Hearing loss is usually irreversible because there's no way to grow back the necessary outer and inner ear sensory cells once they've been killed off. But we may have started on the path to change, thanks to new research in mice.
Scientists have discovered a single master gene that's able to regulate whether ear hair cells into the outer or inner types required to restore hearing. That's a significant step forward in being able to actually carry this out in the lab.
The master gene is called TBX2. Through experiments on mice, the team found that when it's expressed, ear hair cells become inner hair cells; when it's blocked, ear hair cells become outer hair cells. It's a crucial toggle switch.
"Our finding gives us the first clear cell switch to make one type versus the other," says neuroscientist Jaime García-Añoveros from Northwestern University in Chicago. "It will provide a previously unavailable tool to make an inner or outer hair cell. We have overcome a major hurdle."

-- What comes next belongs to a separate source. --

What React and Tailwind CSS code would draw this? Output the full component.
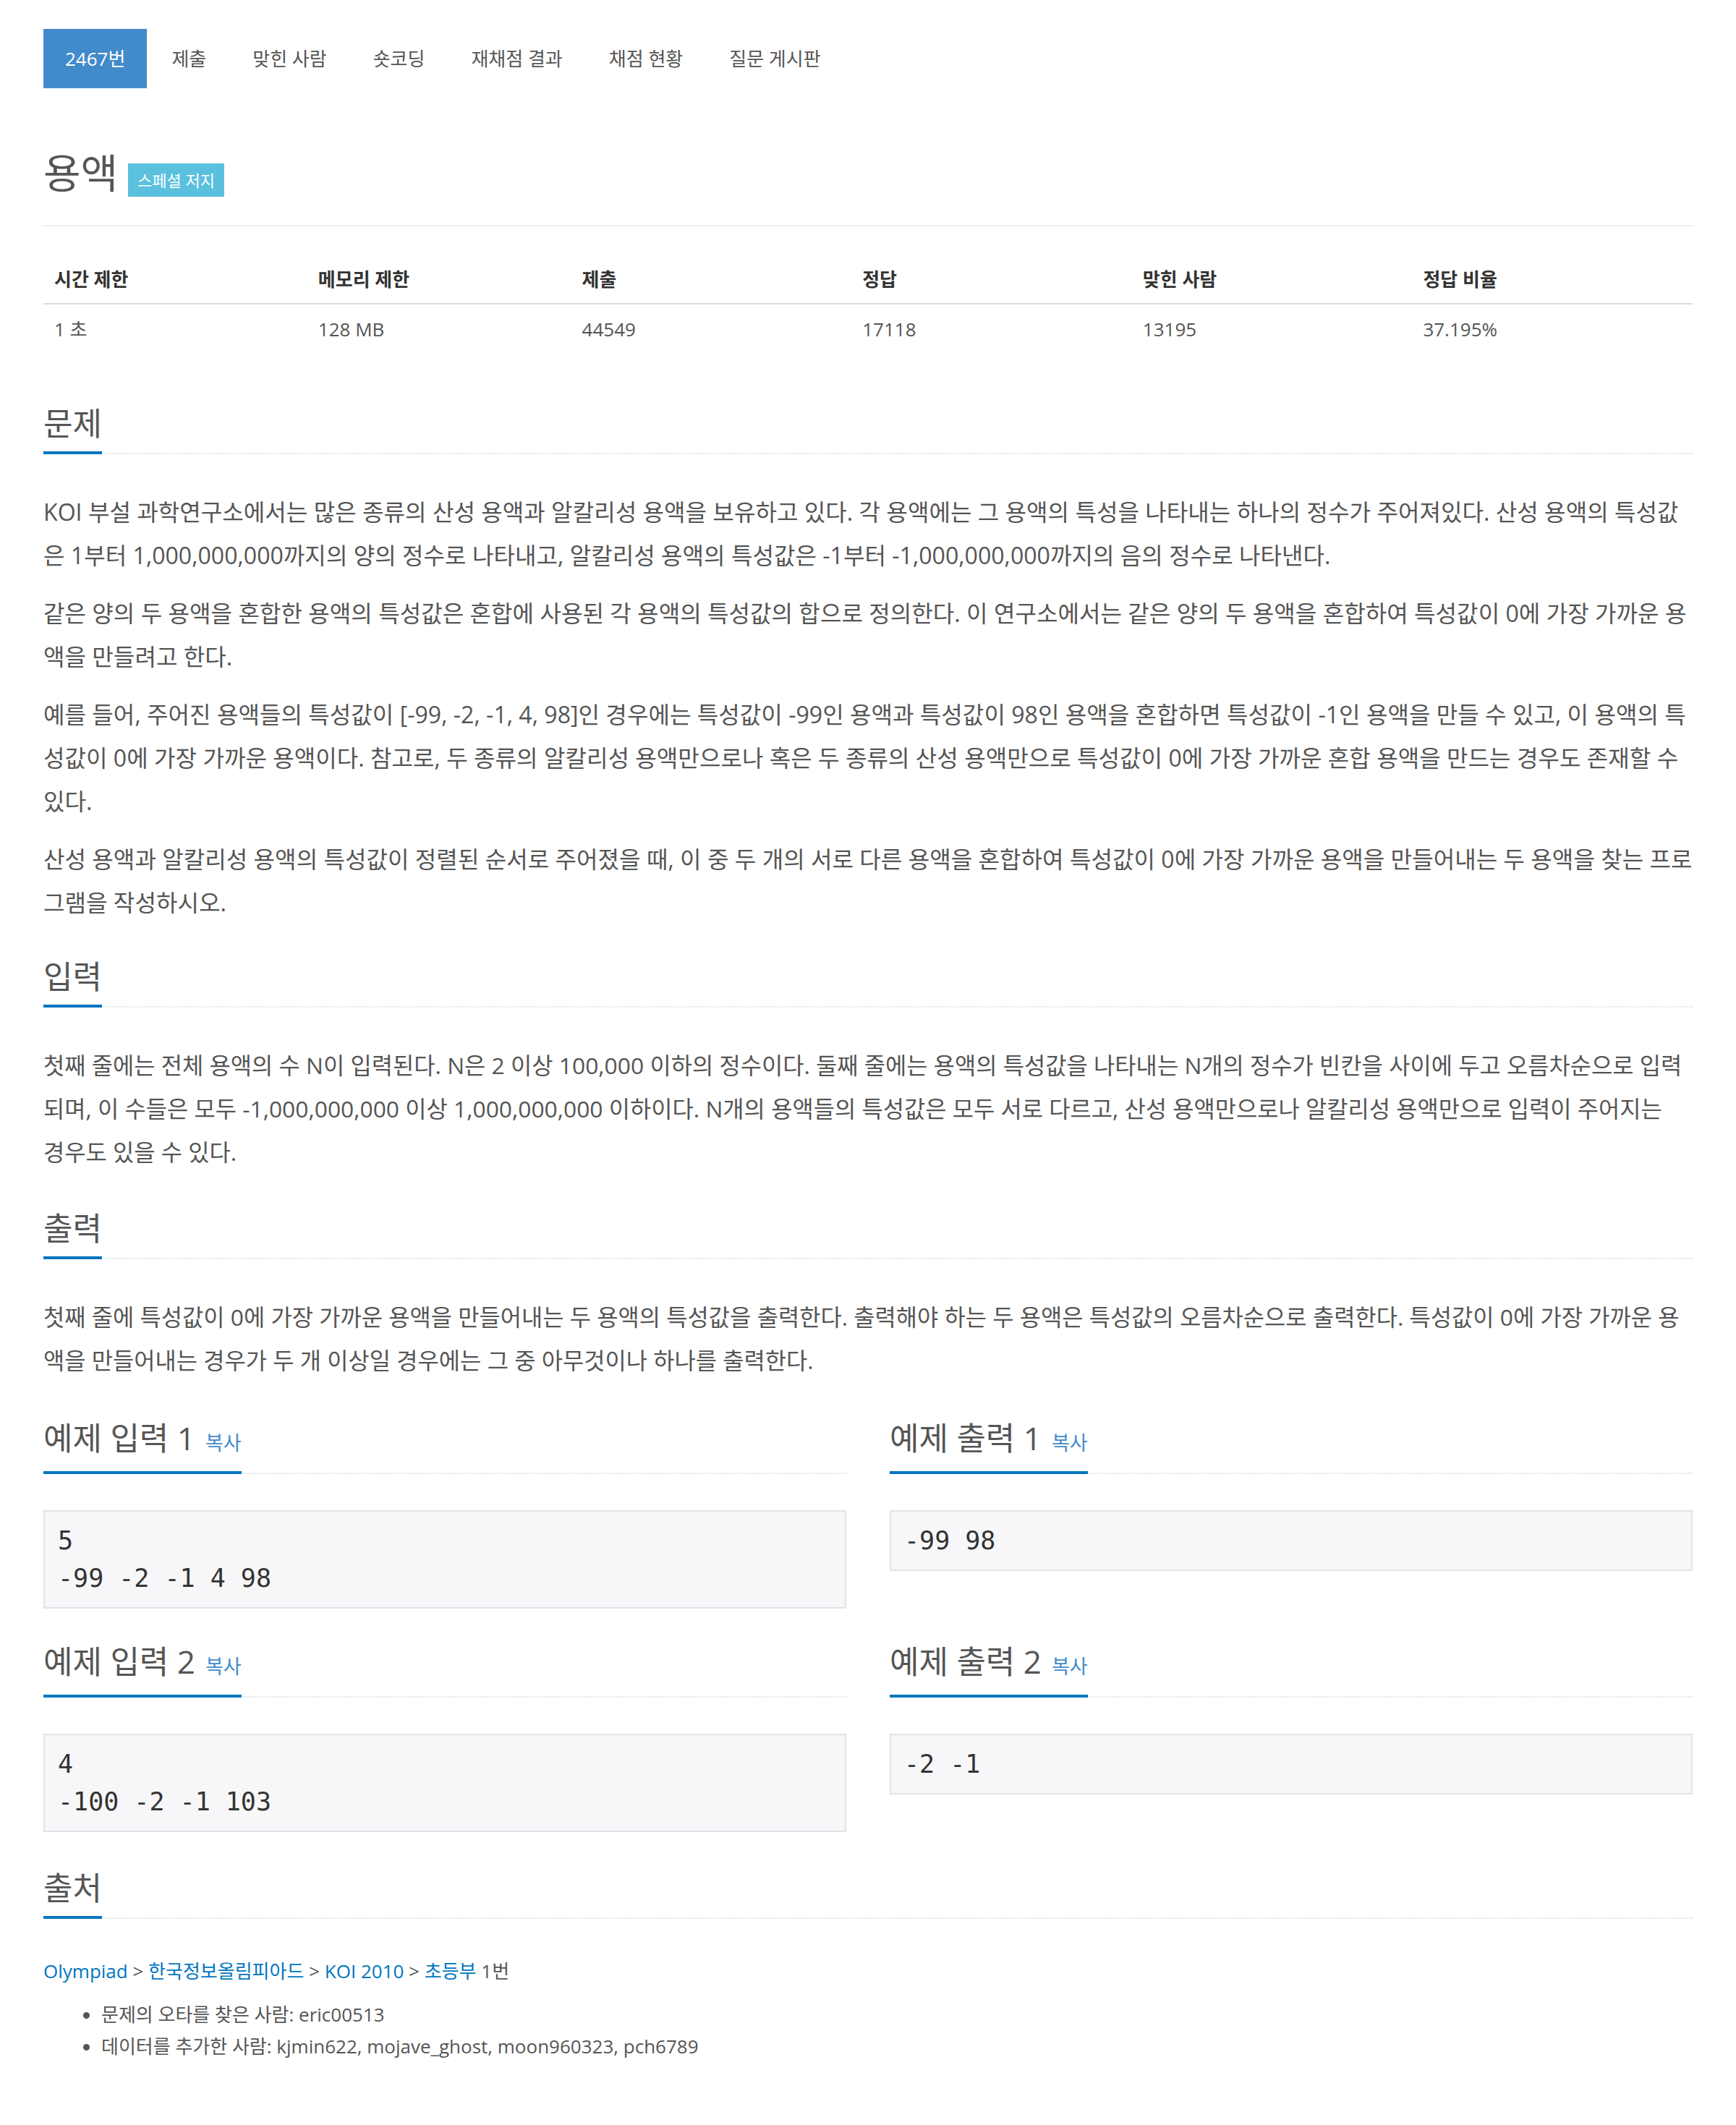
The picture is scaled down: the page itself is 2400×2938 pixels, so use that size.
import React from 'react';

const tabs = ['2467번', '제출', '맞힌 사람', '숏코딩', '재채점 결과', '채점 현황', '질문 게시판'];

const stats = [
  { label: '시간 제한', value: '1 초', width: 'w-[16%]' },
  { label: '메모리 제한', value: '128 MB', width: 'w-[16%]' },
  { label: '제출', value: '44549', width: 'w-[17%]' },
  { label: '정답', value: '17118', width: 'w-[17%]' },
  { label: '맞힌 사람', value: '13195', width: 'w-[17%]' },
  { label: '정답 비율', value: '37.195%', width: 'w-[17%]' },
];

const description = [
  'KOI 부설 과학연구소에서는 많은 종류의 산성 용액과 알칼리성 용액을 보유하고 있다. 각 용액에는 그 용액의 특성을 나타내는 하나의 정수가 주어져있다. 산성 용액의 특성값은 1부터 1,000,000,000까지의 양의 정수로 나타내고, 알칼리성 용액의 특성값은 -1부터 -1,000,000,000까지의 음의 정수로 나타낸다.',
  '같은 양의 두 용액을 혼합한 용액의 특성값은 혼합에 사용된 각 용액의 특성값의 합으로 정의한다. 이 연구소에서는 같은 양의 두 용액을 혼합하여 특성값이 0에 가장 가까운 용액을 만들려고 한다.',
  '예를 들어, 주어진 용액들의 특성값이 [-99, -2, -1, 4, 98]인 경우에는 특성값이 -99인 용액과 특성값이 98인 용액을 혼합하면 특성값이 -1인 용액을 만들 수 있고, 이 용액의 특성값이 0에 가장 가까운 용액이다. 참고로, 두 종류의 알칼리성 용액만으로나 혹은 두 종류의 산성 용액만으로 특성값이 0에 가장 가까운 혼합 용액을 만드는 경우도 존재할 수 있다.',
  '산성 용액과 알칼리성 용액의 특성값이 정렬된 순서로 주어졌을 때, 이 중 두 개의 서로 다른 용액을 혼합하여 특성값이 0에 가장 가까운 용액을 만들어내는 두 용액을 찾는 프로그램을 작성하시오.',
];

const inputText =
  '첫째 줄에는 전체 용액의 수 N이 입력된다. N은 2 이상 100,000 이하의 정수이다. 둘째 줄에는 용액의 특성값을 나타내는 N개의 정수가 빈칸을 사이에 두고 오름차순으로 입력되며, 이 수들은 모두 -1,000,000,000 이상 1,000,000,000 이하이다. N개의 용액들의 특성값은 모두 서로 다르고, 산성 용액만으로나 알칼리성 용액만으로 입력이 주어지는';

const outputText =
  '첫째 줄에 특성값이 0에 가장 가까운 용액을 만들어내는 두 용액의 특성값을 출력한다. 출력해야 하는 두 용액은 특성값의 오름차순으로 출력한다. 특성값이 0에 가장 가까운 용액을 만들어내는 경우가 두 개 이상일 경우에는 그 중 아무것이나 하나를 출력한다.';

const samples = [
  { title: '예제 입력 1', data: '5\n-99 -2 -1 4 98' },
  { title: '예제 출력 1', data: '-99 98' },
  { title: '예제 입력 2', data: '4\n-100 -2 -1 103' },
  { title: '예제 출력 2', data: '-2 -1' },
];

function Headline({ children, className = '' }) {
  return (
    <div className={`flex border-b-2 border-dotted border-[#dfe4ea] mb-[50px] ${className}`}>
      <h2 className="-mb-[2px] border-b-4 border-[#0076c0] pb-[14px] text-[44px] leading-[50px] font-normal text-[#555]">
        {children}
      </h2>
    </div>
  );
}

function Paragraph({ children, size = 'text-[32.1px]' }) {
  return <p className={`mb-[20px] ${size} leading-[60px] text-[#555] break-all`}>{children}</p>;
}

export default function App() {
  return (
    <div className="min-h-screen bg-white px-[60px] pb-[80px] font-['Open_Sans','Noto_Sans_CJK_KR',sans-serif]">
      <ul className="mt-[40px] flex gap-[4px]">
        {tabs.map((t, i) => (
          <li
            key={t}
            className={`flex h-[82px] items-center px-[30px] text-[26px] ${
              i === 0 ? 'bg-[#428bca] text-white' : 'text-[#555]'
            }`}
          >
            {t}
          </li>
        ))}
      </ul>

      <div className="mt-[85px] flex items-start border-b-2 border-[#eee] pb-[39px]">
        <h1 className="text-[56px] leading-[62px] font-normal text-[#555]">용액</h1>
        <span className="ml-[14px] mt-[19px] flex h-[46px] items-center bg-[#5bc0de] px-[13px] text-[22px] text-white">
          스페셜 저지
        </span>
      </div>

      <table className="mt-[40px] w-full table-fixed border-collapse text-left">
        <thead>
          <tr className="border-b-2 border-[#ddd]">
            {stats.map((s) => (
              <th key={s.label} className={`${s.width} px-[15px] py-[15px] text-[26px] leading-[36px] font-bold text-[#333]`}>
                {s.label}
              </th>
            ))}
          </tr>
        </thead>
        <tbody>
          <tr>
            {stats.map((s) => (
              <td key={s.label} className="px-[15px] pt-[16px] pb-[14px] text-[26px] leading-[36px] text-[#555]">
                {s.value}
              </td>
            ))}
          </tr>
        </tbody>
      </table>

      <Headline className="mt-[73px]">문제</Headline>
      {description.map((p, i) => (
        <Paragraph key={i}>{p}</Paragraph>
      ))}

      <Headline className="mt-[47px]">입력</Headline>
      <Paragraph size="text-[31.8px]">
        {inputText}
        <br />
        경우도 있을 수 있다.
      </Paragraph>

      <Headline className="mt-[50px]">출력</Headline>
      <Paragraph size="text-[31.8px]">{outputText}</Paragraph>

      <div className="mt-[52px] grid grid-cols-2 gap-x-[60px] gap-y-[48px]">
        {samples.map((s) => (
          <div key={s.title}>
            <Headline>
              {s.title}
              <span className="ml-[14px] text-[27px] text-[#428bca]">복사</span>
            </Headline>
            <pre className="border-2 border-[#e3e3e8] bg-[#f7f7f9] px-[18px] py-[14px] font-['DejaVu_Sans_Mono',monospace] text-[35px] leading-[52px] text-[#333]">
              {s.data}
            </pre>
          </div>
        ))}
      </div>

      <Headline className="mt-[52px]">출처</Headline>
      <p className="text-[26px] leading-[44px] text-[#555]">
        <a className="text-[#0076c0]">Olympiad</a> &gt; <a className="text-[#0076c0]">한국정보올림피아드</a> &gt;{' '}
        <a className="text-[#0076c0]">KOI 2010</a> &gt; <a className="text-[#0076c0]">초등부</a> 1번
      </p>
      <ul className="mt-[16px] list-disc pl-[80px] text-[26px] leading-[44px] text-[#555]">
        <li>문제의 오타를 찾은 사람: eric00513</li>
        <li>데이터를 추가한 사람: kjmin622, mojave_ghost, moon960323, pch6789</li>
      </ul>
    </div>
  );
}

As the researchers look to translate their findings into an actual workable cell development process, a "gene cocktail" will be required: the ATOH1 and GF1 genes to make a cochlear hair cell from a non-hair cell, and TBX2 to pick an outer or inner hair cell. Also playing a part is INSM1, a transcription factor important for the creation of outer hair cells.
Right now, it's possible to produce an artificial hair cell in laboratory conditions, but because it can't differentiate into inner or outer cells there are issues with their ability to produce hearing
As sound waves hit the ear, the outer hair cells expand and contract in response to the pressure – the sound is then amplified for the inner hair cells, which transmit the vibrations into signals to the brain.
Without this sophisticated dance of microscopic cells, hearing doesn't happen. The death of outer hair cells, which are developed in the embryo and don't reproduce, is the most common cause of deafness and hearing loss.
"We can now figure out how to make specifically inner or outer hair cells and identify why the latter are more prone to dying and cause deafness," says García-Añoveros.
The death of outer hair cells can be down to aging or repeated exposure to loud noise, as well as due to some treatments for diseases like cancer. According to the Centers for Disease Control (CDC), about 8.5 percent of US adults aged 55-64 have disabling hearing loss.
That figure rises to nearly 25 percent for those aged 65-74 and 50 percent for those aged 75 and above. This new gene discovery offers hope that the required hair cells can be grown back, that they're not gone forever.
The team behind the study emphasizes that the research is still at an experimental stage, and there's quite a way to go before these findings can be put to use. For us, it's also another reminder of just how incredibly complex and fascinating the human body is – right down to the ear hairs.
"It's like a ballet," says García-Añoveros. "The ear is a beautiful organ. There is no other organ in a mammal where the cells are so precisely positioned."
The research has been published in Nature.